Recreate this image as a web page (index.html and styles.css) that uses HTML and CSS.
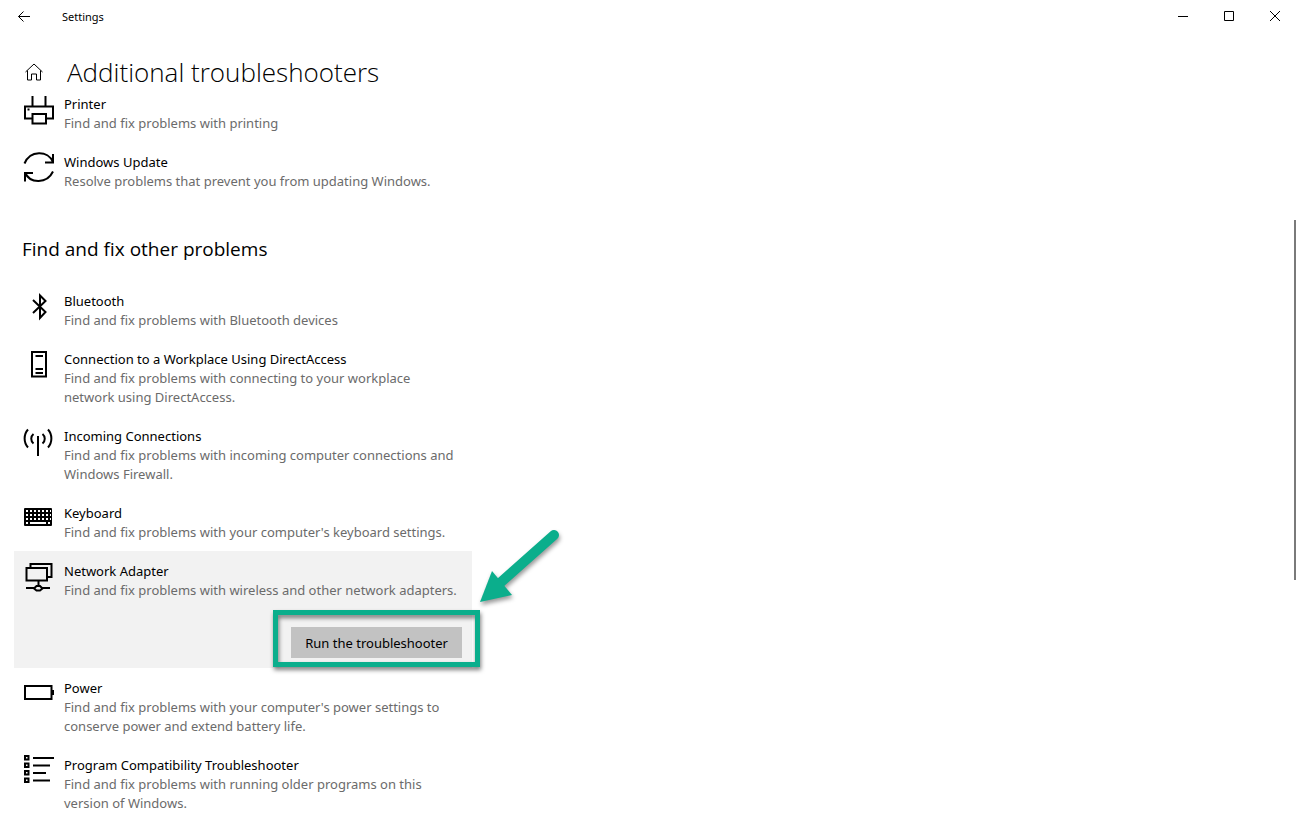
FILE: index.html
```html
<!DOCTYPE html>
<html lang="en">
<head>
<meta charset="utf-8">
<meta name="viewport" content="width=device-width, initial-scale=1">
<title>Settings</title>
<link rel="stylesheet" href="styles.css">
</head>
<body>
<header class="titlebar">
  <button class="back" type="button" aria-label="Back"><svg width="14" height="12" viewBox="0 0 14 12"><path d="M13 5.500H1.500M6.500 .5l-5 5 5 5"/></svg></button>
  <span class="app-name">Settings</span>
  <div class="window-controls">
    <button type="button" aria-label="Minimize"><svg width="12" height="12" viewBox="0 0 12 12"><path d="M1 5.500h10"/></svg></button>
    <button type="button" aria-label="Maximize"><svg width="12" height="12" viewBox="0 0 12 12"><path d="M1.500 .5h9v9h-9z"/></svg></button>
    <button type="button" aria-label="Close"><svg width="12" height="12" viewBox="0 0 12 12"><path d="M1 0l10 10M11 0L1 10"/></svg></button>
  </div>
</header>
<div class="page-head">
  <a class="home" href="#" aria-label="Home"><svg width="20" height="20" viewBox="0 0 20 20"><path d="M1.500 10L10 2l8.500 8M3.500 8.500v9.500h4v-6h5v6h4V8.500"/></svg></a>
  <h1>Additional troubleshooters</h1>
</div>
<main class="content">
  <ul class="list">
    <li class="item">
      <svg class="icon" viewBox="0 0 32 32"><path d="M10.500 2v10M23.500 2v10M10 24.500H3v-12h28v12h-7M10.500 20h13.500v9.500H10.500z"/><path class="fill" d="M5.500 14.500h2v2h-2z"/></svg>
      <div class="text"><h3>Printer</h3><p>Find and fix problems with printing</p></div>
    </li>
    <li class="item">
      <svg class="icon" viewBox="0 0 32 32"><path d="M2.500 11.500C8-2 26-2 31 10M31 2v8.500h-8M31 19.500C25 32 8 32 3 20.500M3 29.500v-8.500H11"/></svg>
      <div class="text"><h3>Windows Update</h3><p>Resolve problems that prevent you from updating Windows.</p></div>
    </li>
  </ul>
  <h2>Find and fix other problems</h2>
  <ul class="list">
    <li class="item">
      <svg class="icon" viewBox="0 0 32 32"><path d="M11 9l12.500 12-5.500 6V4.500l5.500 5.500L11 22"/></svg>
      <div class="text"><h3>Bluetooth</h3><p>Find and fix problems with Bluetooth devices</p></div>
    </li>
    <li class="item">
      <svg class="icon" viewBox="0 0 32 32"><path d="M10 3h14v24.500H10zM13.500 7h7.500M13.500 20h7.500M13.500 24h7.500"/></svg>
      <div class="text"><h3>Connection to a Workplace Using DirectAccess</h3><p>Find and fix problems with connecting to your workplace network using DirectAccess.</p></div>
    </li>
    <li class="item">
      <svg class="icon" viewBox="0 0 32 32"><path d="M16 10v20M11.500 8c-3 2.500-3 7 0 9.500M20.500 8c3 2.500 3 7 0 9.500M6 3.500c-4.500 5-4.500 13 0 18M26 3.500c4.500 5 4.500 13 0 18"/></svg>
      <div class="text"><h3>Incoming Connections</h3><p>Find and fix problems with incoming computer connections and Windows Firewall.</p></div>
    </li>
    <li class="item">
      <svg class="icon" viewBox="0 0 32 32"><rect class="fill" x="2" y="5" width="28" height="18" rx="1"/><path class="keys" d="M4 8h25M4 12h25M4 16h25"/><path class="slot" d="M4 20h2M8 20h16M26 20h2"/></svg>
      <div class="text"><h3>Keyboard</h3><p>Find and fix problems with your computer's keyboard settings.</p></div>
    </li>
    <li class="item selected">
      <svg class="icon" viewBox="0 0 32 32"><path d="M4.500 7h20.500v12.500H4.500zM8.500 7V3h21v13H25M16.500 20v5M4 27h8M20 27h8"/><path d="M12 27.500l2.500-2.500h3.500l2.500 2.500-2.500 2h-3.500z"/></svg>
      <div class="text"><h3>Network Adapter</h3><p>Find and fix problems with wireless and other network adapters.</p></div>
      <div class="action"><button class="run" type="button">Run the troubleshooter</button><span class="frame"></span></div>
      <svg class="arrow" width="96" height="88" viewBox="0 0 96 88"><path class="shaft" d="M82 13L28 61"/><path class="head" d="M8 80L20 49l20 24z"/></svg>
    </li>
    <li class="item">
      <svg class="icon" viewBox="0 0 32 32"><path d="M3 8h26.500v13H3z"/><path class="fill" d="M30 12h2v5h-2z"/></svg>
      <div class="text"><h3>Power</h3><p>Find and fix problems with your computer's power settings to conserve power and extend battery life.</p></div>
    </li>
    <li class="item">
      <svg class="icon" viewBox="0 0 32 32"><path d="M3 1h3.500v3.500H3zM3 8.500h3.500V12H3zM3 16h3.500v3.500H3zM3 23.500h3.500V27H3zM11 3h21M11 10.500h17M11 18h13M11 25.500h17"/></svg>
      <div class="text"><h3>Program Compatibility Troubleshooter</h3><p>Find and fix problems with running older programs on this version of Windows.</p></div>
    </li>
  </ul>
</main>
<div class="scroll-thumb"></div>
</body>
</html>
```
FILE: styles.css
```css
* { box-sizing: border-box; }

body {
  margin: 0;
  min-height: 100vh;
  overflow: hidden;
  background: #fff;
  color: #000;
  font: 13px/20px "Noto Sans", "Open Sans", sans-serif;
}

h1, h2, h3, p, ul { margin: 0; padding: 0; font-weight: 400; }
ul { list-style: none; }
button { border: 0; padding: 0; background: none; color: inherit; font: inherit; }
svg { display: block; fill: none; stroke: #000; }

.titlebar { display: flex; align-items: center; height: 33px; }
.back { display: grid; place-items: center; width: 48px; height: 32px; }
.app-name { margin-left: 14px; font-size: 11px; }
.window-controls { display: flex; margin-left: auto; }
.window-controls button { display: grid; place-items: center; width: 46px; height: 32px; }

.page-head { display: flex; align-items: center; gap: 23px; height: 51px; padding: 27px 0 0 24px; }
.page-head h1 { font-family: "Open Sans", "Noto Sans", sans-serif; font-size: 26px; font-weight: 350; line-height: 24px; }

.content { padding-left: 14px; }
.content h2 { margin: 35px 0 18px 8px; font-family: "Open Sans", "Noto Sans", sans-serif; font-size: 19px; line-height: 28px; }
.list { max-width: 458px; }

.item {
  position: relative;
  display: grid;
  grid-template-columns: 32px 1fr;
  column-gap: 10px;
  padding: 10px 10px 9px 8px;
}
.icon { width: 32px; height: 32px; stroke-width: 2; overflow: visible; }
.icon .fill { fill: #000; stroke: none; }
.icon .keys { stroke: #fff; stroke-dasharray: 2 2; stroke-width: 2; }
.icon .slot { stroke: #fff; stroke-width: 2; }
.item h3 { font-size: 13px; line-height: 20px; }
.item p { color: #6b6b6b; font-size: 13px; line-height: 19px; }

.selected { padding-bottom: 10px; background: #f2f2f2; }
.action { grid-column: 2; position: relative; justify-self: end; margin-top: 27px; }
.run { display: block; height: 31px; padding: 0 14px; background: #c2c2c2; color: #000; }
.frame {
  position: absolute;
  inset: -17px -18px -9px;
  border: 5px solid #0bae8c;
  filter: drop-shadow(1px 3px 2px rgba(0, 0, 0, 0.5));
  pointer-events: none;
}
.arrow { position: absolute; left: 458px; top: -29px; filter: drop-shadow(1px 3px 2px rgba(0, 0, 0, 0.4)); }
.arrow .shaft { stroke: #0bae8c; stroke-width: 10; stroke-linecap: round; }
.arrow .head { fill: #0bae8c; stroke: none; }

.scroll-thumb { position: fixed; top: 220px; right: 2px; width: 2px; height: 360px; background: #7a7a7a; }
```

The exercise =
Repeat the listing above exactly, with no pictures.

Output below =
Recreate this image as a web page (index.html and styles.css) that uses HTML and CSS.
FILE: index.html
```html
<!DOCTYPE html>
<html lang="en">
<head>
<meta charset="utf-8">
<meta name="viewport" content="width=device-width, initial-scale=1">
<title>Settings</title>
<link rel="stylesheet" href="styles.css">
</head>
<body>
<header class="titlebar">
  <button class="back" type="button" aria-label="Back"><svg width="14" height="12" viewBox="0 0 14 12"><path d="M13 5.500H1.500M6.500 .5l-5 5 5 5"/></svg></button>
  <span class="app-name">Settings</span>
  <div class="window-controls">
    <button type="button" aria-label="Minimize"><svg width="12" height="12" viewBox="0 0 12 12"><path d="M1 5.500h10"/></svg></button>
    <button type="button" aria-label="Maximize"><svg width="12" height="12" viewBox="0 0 12 12"><path d="M1.500 .5h9v9h-9z"/></svg></button>
    <button type="button" aria-label="Close"><svg width="12" height="12" viewBox="0 0 12 12"><path d="M1 0l10 10M11 0L1 10"/></svg></button>
  </div>
</header>
<div class="page-head">
  <a class="home" href="#" aria-label="Home"><svg width="20" height="20" viewBox="0 0 20 20"><path d="M1.500 10L10 2l8.500 8M3.500 8.500v9.500h4v-6h5v6h4V8.500"/></svg></a>
  <h1>Additional troubleshooters</h1>
</div>
<main class="content">
  <ul class="list">
    <li class="item">
      <svg class="icon" viewBox="0 0 32 32"><path d="M10.500 2v10M23.500 2v10M10 24.500H3v-12h28v12h-7M10.500 20h13.500v9.500H10.500z"/><path class="fill" d="M5.500 14.500h2v2h-2z"/></svg>
      <div class="text"><h3>Printer</h3><p>Find and fix problems with printing</p></div>
    </li>
    <li class="item">
      <svg class="icon" viewBox="0 0 32 32"><path d="M2.500 11.500C8-2 26-2 31 10M31 2v8.500h-8M31 19.500C25 32 8 32 3 20.500M3 29.500v-8.500H11"/></svg>
      <div class="text"><h3>Windows Update</h3><p>Resolve problems that prevent you from updating Windows.</p></div>
    </li>
  </ul>
  <h2>Find and fix other problems</h2>
  <ul class="list">
    <li class="item">
      <svg class="icon" viewBox="0 0 32 32"><path d="M11 9l12.500 12-5.500 6V4.500l5.500 5.500L11 22"/></svg>
      <div class="text"><h3>Bluetooth</h3><p>Find and fix problems with Bluetooth devices</p></div>
    </li>
    <li class="item">
      <svg class="icon" viewBox="0 0 32 32"><path d="M10 3h14v24.500H10zM13.500 7h7.500M13.500 20h7.500M13.500 24h7.500"/></svg>
      <div class="text"><h3>Connection to a Workplace Using DirectAccess</h3><p>Find and fix problems with connecting to your workplace network using DirectAccess.</p></div>
    </li>
    <li class="item">
      <svg class="icon" viewBox="0 0 32 32"><path d="M16 10v20M11.500 8c-3 2.500-3 7 0 9.500M20.500 8c3 2.500 3 7 0 9.500M6 3.500c-4.500 5-4.500 13 0 18M26 3.500c4.500 5 4.500 13 0 18"/></svg>
      <div class="text"><h3>Incoming Connections</h3><p>Find and fix problems with incoming computer connections and Windows Firewall.</p></div>
    </li>
    <li class="item">
      <svg class="icon" viewBox="0 0 32 32"><rect class="fill" x="2" y="5" width="28" height="18" rx="1"/><path class="keys" d="M4 8h25M4 12h25M4 16h25"/><path class="slot" d="M4 20h2M8 20h16M26 20h2"/></svg>
      <div class="text"><h3>Keyboard</h3><p>Find and fix problems with your computer's keyboard settings.</p></div>
    </li>
    <li class="item selected">
      <svg class="icon" viewBox="0 0 32 32"><path d="M4.500 7h20.500v12.500H4.500zM8.500 7V3h21v13H25M16.500 20v5M4 27h8M20 27h8"/><path d="M12 27.500l2.500-2.500h3.500l2.500 2.500-2.500 2h-3.500z"/></svg>
      <div class="text"><h3>Network Adapter</h3><p>Find and fix problems with wireless and other network adapters.</p></div>
      <div class="action"><button class="run" type="button">Run the troubleshooter</button><span class="frame"></span></div>
      <svg class="arrow" width="96" height="88" viewBox="0 0 96 88"><path class="shaft" d="M82 13L28 61"/><path class="head" d="M8 80L20 49l20 24z"/></svg>
    </li>
    <li class="item">
      <svg class="icon" viewBox="0 0 32 32"><path d="M3 8h26.500v13H3z"/><path class="fill" d="M30 12h2v5h-2z"/></svg>
      <div class="text"><h3>Power</h3><p>Find and fix problems with your computer's power settings to conserve power and extend battery life.</p></div>
    </li>
    <li class="item">
      <svg class="icon" viewBox="0 0 32 32"><path d="M3 1h3.500v3.500H3zM3 8.500h3.500V12H3zM3 16h3.500v3.500H3zM3 23.500h3.500V27H3zM11 3h21M11 10.500h17M11 18h13M11 25.500h17"/></svg>
      <div class="text"><h3>Program Compatibility Troubleshooter</h3><p>Find and fix problems with running older programs on this version of Windows.</p></div>
    </li>
  </ul>
</main>
<div class="scroll-thumb"></div>
</body>
</html>
```
FILE: styles.css
```css
* { box-sizing: border-box; }

body {
  margin: 0;
  min-height: 100vh;
  overflow: hidden;
  background: #fff;
  color: #000;
  font: 13px/20px "Noto Sans", "Open Sans", sans-serif;
}

h1, h2, h3, p, ul { margin: 0; padding: 0; font-weight: 400; }
ul { list-style: none; }
button { border: 0; padding: 0; background: none; color: inherit; font: inherit; }
svg { display: block; fill: none; stroke: #000; }

.titlebar { display: flex; align-items: center; height: 33px; }
.back { display: grid; place-items: center; width: 48px; height: 32px; }
.app-name { margin-left: 14px; font-size: 11px; }
.window-controls { display: flex; margin-left: auto; }
.window-controls button { display: grid; place-items: center; width: 46px; height: 32px; }

.page-head { display: flex; align-items: center; gap: 23px; height: 51px; padding: 27px 0 0 24px; }
.page-head h1 { font-family: "Open Sans", "Noto Sans", sans-serif; font-size: 26px; font-weight: 350; line-height: 24px; }

.content { padding-left: 14px; }
.content h2 { margin: 35px 0 18px 8px; font-family: "Open Sans", "Noto Sans", sans-serif; font-size: 19px; line-height: 28px; }
.list { max-width: 458px; }

.item {
  position: relative;
  display: grid;
  grid-template-columns: 32px 1fr;
  column-gap: 10px;
  padding: 10px 10px 9px 8px;
}
.icon { width: 32px; height: 32px; stroke-width: 2; overflow: visible; }
.icon .fill { fill: #000; stroke: none; }
.icon .keys { stroke: #fff; stroke-dasharray: 2 2; stroke-width: 2; }
.icon .slot { stroke: #fff; stroke-width: 2; }
.item h3 { font-size: 13px; line-height: 20px; }
.item p { color: #6b6b6b; font-size: 13px; line-height: 19px; }

.selected { padding-bottom: 10px; background: #f2f2f2; }
.action { grid-column: 2; position: relative; justify-self: end; margin-top: 27px; }
.run { display: block; height: 31px; padding: 0 14px; background: #c2c2c2; color: #000; }
.frame {
  position: absolute;
  inset: -17px -18px -9px;
  border: 5px solid #0bae8c;
  filter: drop-shadow(1px 3px 2px rgba(0, 0, 0, 0.5));
  pointer-events: none;
}
.arrow { position: absolute; left: 458px; top: -29px; filter: drop-shadow(1px 3px 2px rgba(0, 0, 0, 0.4)); }
.arrow .shaft { stroke: #0bae8c; stroke-width: 10; stroke-linecap: round; }
.arrow .head { fill: #0bae8c; stroke: none; }

.scroll-thumb { position: fixed; top: 220px; right: 2px; width: 2px; height: 360px; background: #7a7a7a; }
```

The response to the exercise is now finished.